*Directive*
Show all lines holding "this".

*Data rows*
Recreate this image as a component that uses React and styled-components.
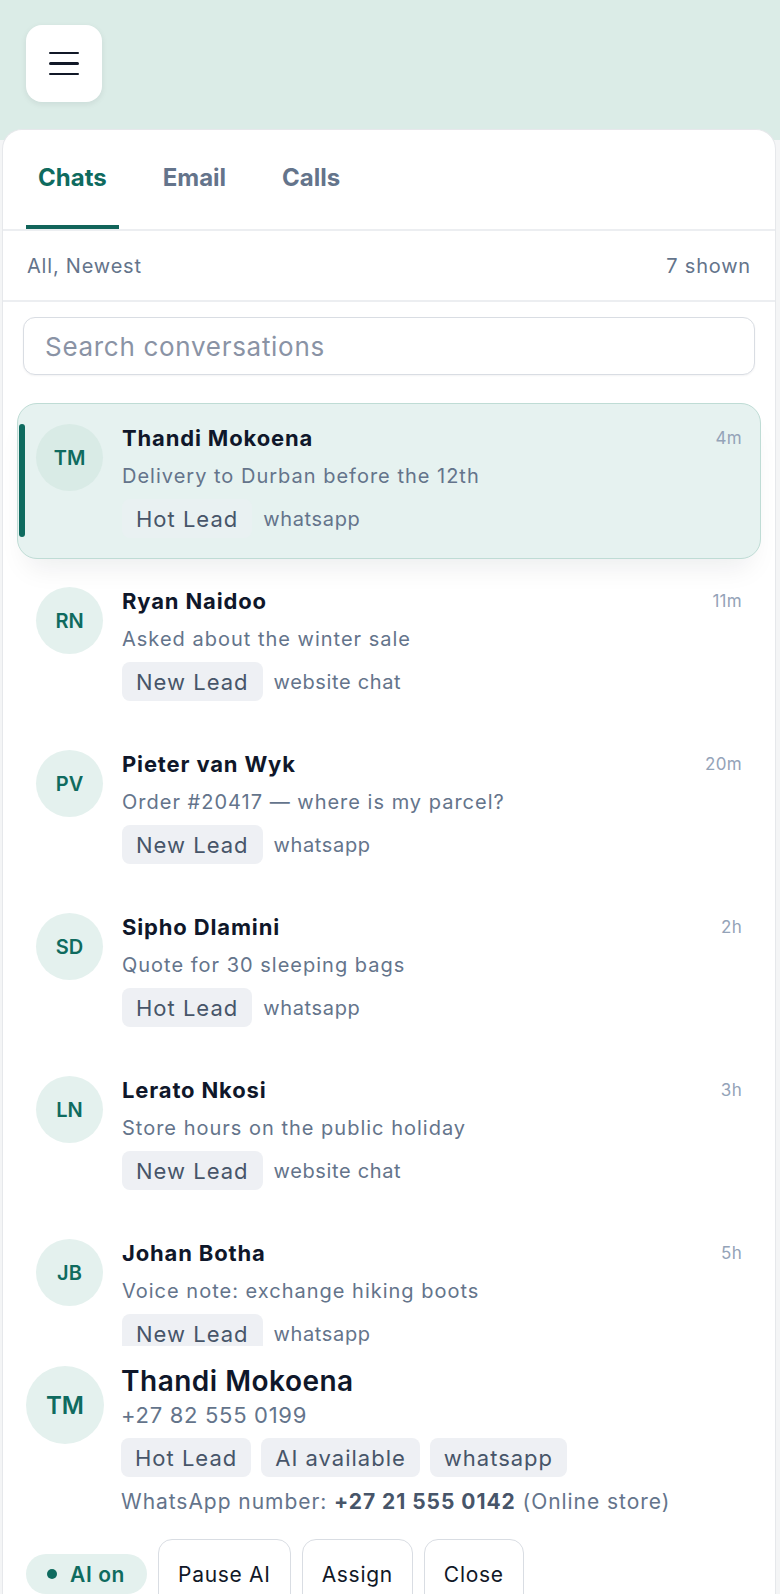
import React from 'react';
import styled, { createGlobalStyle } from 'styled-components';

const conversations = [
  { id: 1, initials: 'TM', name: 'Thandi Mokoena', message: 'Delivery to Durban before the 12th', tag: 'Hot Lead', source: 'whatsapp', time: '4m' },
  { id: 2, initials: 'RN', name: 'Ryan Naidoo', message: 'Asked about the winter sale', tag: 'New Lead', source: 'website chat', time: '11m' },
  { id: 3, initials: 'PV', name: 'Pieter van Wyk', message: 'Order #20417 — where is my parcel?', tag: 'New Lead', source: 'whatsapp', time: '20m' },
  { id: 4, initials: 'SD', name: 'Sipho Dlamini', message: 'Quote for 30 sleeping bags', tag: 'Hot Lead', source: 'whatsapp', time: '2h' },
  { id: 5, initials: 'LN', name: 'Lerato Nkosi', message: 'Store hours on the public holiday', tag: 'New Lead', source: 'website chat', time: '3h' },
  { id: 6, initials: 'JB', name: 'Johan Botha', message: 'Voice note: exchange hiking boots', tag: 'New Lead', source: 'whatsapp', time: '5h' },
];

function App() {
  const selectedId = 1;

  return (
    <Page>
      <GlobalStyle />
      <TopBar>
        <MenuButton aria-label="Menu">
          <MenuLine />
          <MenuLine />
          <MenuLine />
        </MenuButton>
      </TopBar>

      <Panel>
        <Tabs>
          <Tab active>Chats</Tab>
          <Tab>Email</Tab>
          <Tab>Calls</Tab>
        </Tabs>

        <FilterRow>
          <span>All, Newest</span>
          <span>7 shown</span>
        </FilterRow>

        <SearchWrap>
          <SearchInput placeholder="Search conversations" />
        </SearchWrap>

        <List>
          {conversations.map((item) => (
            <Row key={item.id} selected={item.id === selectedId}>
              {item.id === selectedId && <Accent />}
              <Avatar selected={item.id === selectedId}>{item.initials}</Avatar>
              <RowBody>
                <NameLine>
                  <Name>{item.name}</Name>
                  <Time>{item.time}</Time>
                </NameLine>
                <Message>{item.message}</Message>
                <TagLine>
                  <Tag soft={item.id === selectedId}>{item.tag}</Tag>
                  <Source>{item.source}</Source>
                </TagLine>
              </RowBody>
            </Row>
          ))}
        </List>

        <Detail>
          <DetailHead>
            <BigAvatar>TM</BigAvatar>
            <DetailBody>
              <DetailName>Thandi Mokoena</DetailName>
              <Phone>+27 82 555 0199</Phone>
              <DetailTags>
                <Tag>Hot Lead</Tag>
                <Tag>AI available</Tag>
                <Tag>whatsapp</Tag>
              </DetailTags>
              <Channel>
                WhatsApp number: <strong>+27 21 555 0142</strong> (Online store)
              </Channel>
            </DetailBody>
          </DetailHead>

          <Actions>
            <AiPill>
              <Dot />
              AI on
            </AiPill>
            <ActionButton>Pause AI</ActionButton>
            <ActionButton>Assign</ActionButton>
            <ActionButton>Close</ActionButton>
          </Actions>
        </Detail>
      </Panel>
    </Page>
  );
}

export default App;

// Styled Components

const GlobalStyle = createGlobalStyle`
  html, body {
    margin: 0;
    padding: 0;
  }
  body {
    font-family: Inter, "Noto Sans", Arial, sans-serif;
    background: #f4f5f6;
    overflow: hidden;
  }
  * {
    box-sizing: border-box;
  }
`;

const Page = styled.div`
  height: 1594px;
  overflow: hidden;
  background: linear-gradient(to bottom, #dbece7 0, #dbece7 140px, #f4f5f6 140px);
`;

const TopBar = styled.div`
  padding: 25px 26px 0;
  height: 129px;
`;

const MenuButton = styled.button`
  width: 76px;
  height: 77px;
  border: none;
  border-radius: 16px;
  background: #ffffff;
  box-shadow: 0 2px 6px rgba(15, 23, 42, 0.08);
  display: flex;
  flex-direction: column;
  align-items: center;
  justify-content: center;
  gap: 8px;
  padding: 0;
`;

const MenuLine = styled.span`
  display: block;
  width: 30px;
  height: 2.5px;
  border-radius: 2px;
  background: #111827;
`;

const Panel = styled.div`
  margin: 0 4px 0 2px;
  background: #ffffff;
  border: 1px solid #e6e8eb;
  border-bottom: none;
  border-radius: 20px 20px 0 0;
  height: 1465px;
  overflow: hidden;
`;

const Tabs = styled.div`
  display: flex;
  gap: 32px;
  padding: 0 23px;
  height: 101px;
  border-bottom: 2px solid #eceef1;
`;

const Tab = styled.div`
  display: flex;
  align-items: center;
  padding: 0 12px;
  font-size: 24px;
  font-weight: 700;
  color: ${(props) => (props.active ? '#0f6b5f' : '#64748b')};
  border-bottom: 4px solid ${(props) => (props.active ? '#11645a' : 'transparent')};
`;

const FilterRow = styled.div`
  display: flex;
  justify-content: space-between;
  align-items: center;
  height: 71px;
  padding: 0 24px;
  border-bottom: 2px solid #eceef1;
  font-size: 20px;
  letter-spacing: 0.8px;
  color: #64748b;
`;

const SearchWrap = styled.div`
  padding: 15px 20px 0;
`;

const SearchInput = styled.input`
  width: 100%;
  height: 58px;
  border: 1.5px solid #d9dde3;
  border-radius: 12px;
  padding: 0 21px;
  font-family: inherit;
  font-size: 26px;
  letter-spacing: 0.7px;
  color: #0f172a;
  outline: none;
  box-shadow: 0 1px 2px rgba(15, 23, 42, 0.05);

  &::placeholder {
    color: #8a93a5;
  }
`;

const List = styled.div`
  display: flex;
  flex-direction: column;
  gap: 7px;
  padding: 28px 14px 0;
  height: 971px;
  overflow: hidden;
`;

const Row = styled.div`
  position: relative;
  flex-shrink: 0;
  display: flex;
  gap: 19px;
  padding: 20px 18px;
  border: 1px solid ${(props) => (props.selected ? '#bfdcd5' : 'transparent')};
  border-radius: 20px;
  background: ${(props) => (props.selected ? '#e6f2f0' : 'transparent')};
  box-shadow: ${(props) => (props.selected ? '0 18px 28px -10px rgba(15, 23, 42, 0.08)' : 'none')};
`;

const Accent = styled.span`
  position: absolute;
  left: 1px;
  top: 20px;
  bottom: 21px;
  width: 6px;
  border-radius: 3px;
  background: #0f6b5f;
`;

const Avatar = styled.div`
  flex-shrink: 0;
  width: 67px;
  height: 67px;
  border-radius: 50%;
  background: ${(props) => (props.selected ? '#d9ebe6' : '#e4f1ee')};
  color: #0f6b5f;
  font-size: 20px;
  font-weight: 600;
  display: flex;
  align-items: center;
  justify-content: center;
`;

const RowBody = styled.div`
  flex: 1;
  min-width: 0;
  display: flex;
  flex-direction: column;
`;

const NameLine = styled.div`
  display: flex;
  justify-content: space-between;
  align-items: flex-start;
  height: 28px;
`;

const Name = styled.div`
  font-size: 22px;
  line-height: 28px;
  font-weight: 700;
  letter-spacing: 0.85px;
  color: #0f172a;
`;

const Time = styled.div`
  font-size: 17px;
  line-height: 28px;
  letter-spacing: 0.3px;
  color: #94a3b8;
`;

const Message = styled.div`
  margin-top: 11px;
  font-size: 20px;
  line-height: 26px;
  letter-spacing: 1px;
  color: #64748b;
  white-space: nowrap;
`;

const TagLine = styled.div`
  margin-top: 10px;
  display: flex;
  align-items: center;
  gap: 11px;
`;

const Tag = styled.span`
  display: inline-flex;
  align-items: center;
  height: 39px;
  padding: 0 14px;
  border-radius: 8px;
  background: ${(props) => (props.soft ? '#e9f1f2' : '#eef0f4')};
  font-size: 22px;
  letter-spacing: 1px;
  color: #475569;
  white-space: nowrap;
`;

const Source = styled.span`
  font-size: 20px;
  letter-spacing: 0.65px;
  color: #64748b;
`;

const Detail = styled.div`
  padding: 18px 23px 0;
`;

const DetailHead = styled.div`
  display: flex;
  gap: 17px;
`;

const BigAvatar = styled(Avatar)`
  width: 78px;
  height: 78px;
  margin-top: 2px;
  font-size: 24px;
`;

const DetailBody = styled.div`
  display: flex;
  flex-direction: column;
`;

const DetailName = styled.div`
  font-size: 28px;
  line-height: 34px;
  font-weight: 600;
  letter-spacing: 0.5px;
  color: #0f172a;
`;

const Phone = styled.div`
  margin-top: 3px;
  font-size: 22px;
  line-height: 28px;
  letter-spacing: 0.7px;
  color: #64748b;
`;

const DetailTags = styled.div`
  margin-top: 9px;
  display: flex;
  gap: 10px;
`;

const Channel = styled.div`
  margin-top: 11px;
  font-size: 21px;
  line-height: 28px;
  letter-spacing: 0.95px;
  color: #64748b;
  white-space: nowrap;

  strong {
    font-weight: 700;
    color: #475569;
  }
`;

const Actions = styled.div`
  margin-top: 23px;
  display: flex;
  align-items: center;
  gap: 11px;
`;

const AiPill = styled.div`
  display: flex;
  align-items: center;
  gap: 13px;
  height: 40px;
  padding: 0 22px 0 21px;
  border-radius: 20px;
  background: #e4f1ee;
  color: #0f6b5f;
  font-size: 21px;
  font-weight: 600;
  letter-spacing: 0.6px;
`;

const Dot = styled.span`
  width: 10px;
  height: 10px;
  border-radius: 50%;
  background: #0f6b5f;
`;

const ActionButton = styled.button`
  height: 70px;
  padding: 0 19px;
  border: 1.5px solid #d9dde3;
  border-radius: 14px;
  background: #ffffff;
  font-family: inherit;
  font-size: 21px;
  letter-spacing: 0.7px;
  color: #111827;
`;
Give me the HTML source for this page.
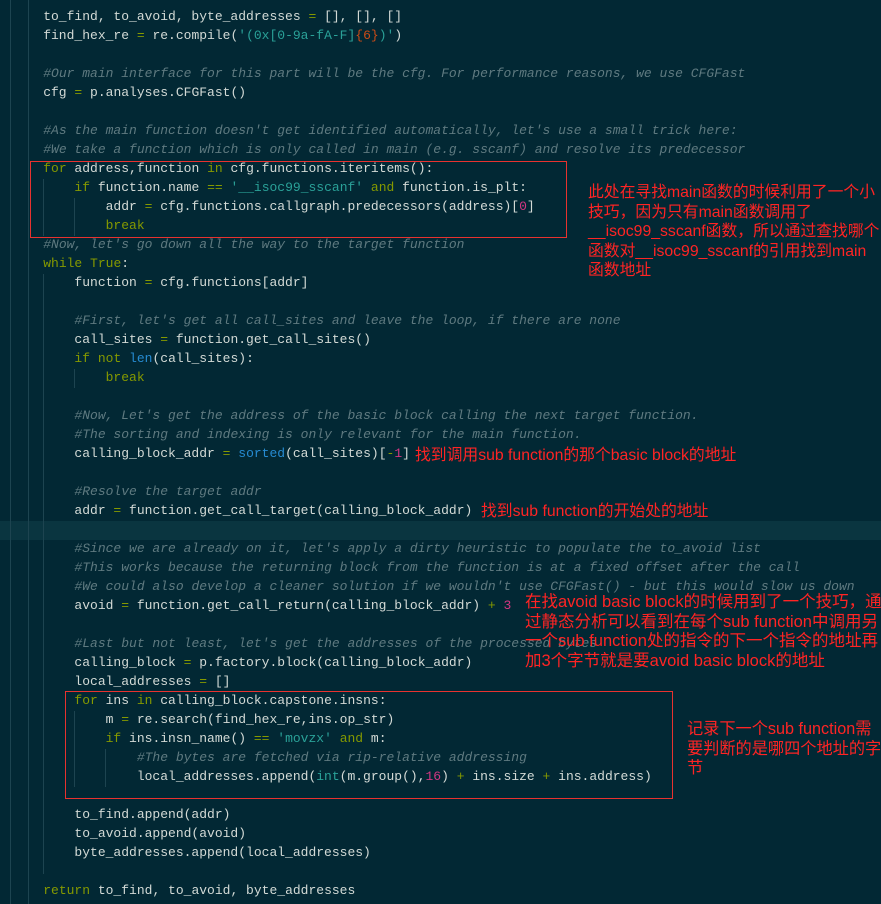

*Complete output*
Recreate this image as a component that uses React and styled-components.
Give me the HTML source for this page.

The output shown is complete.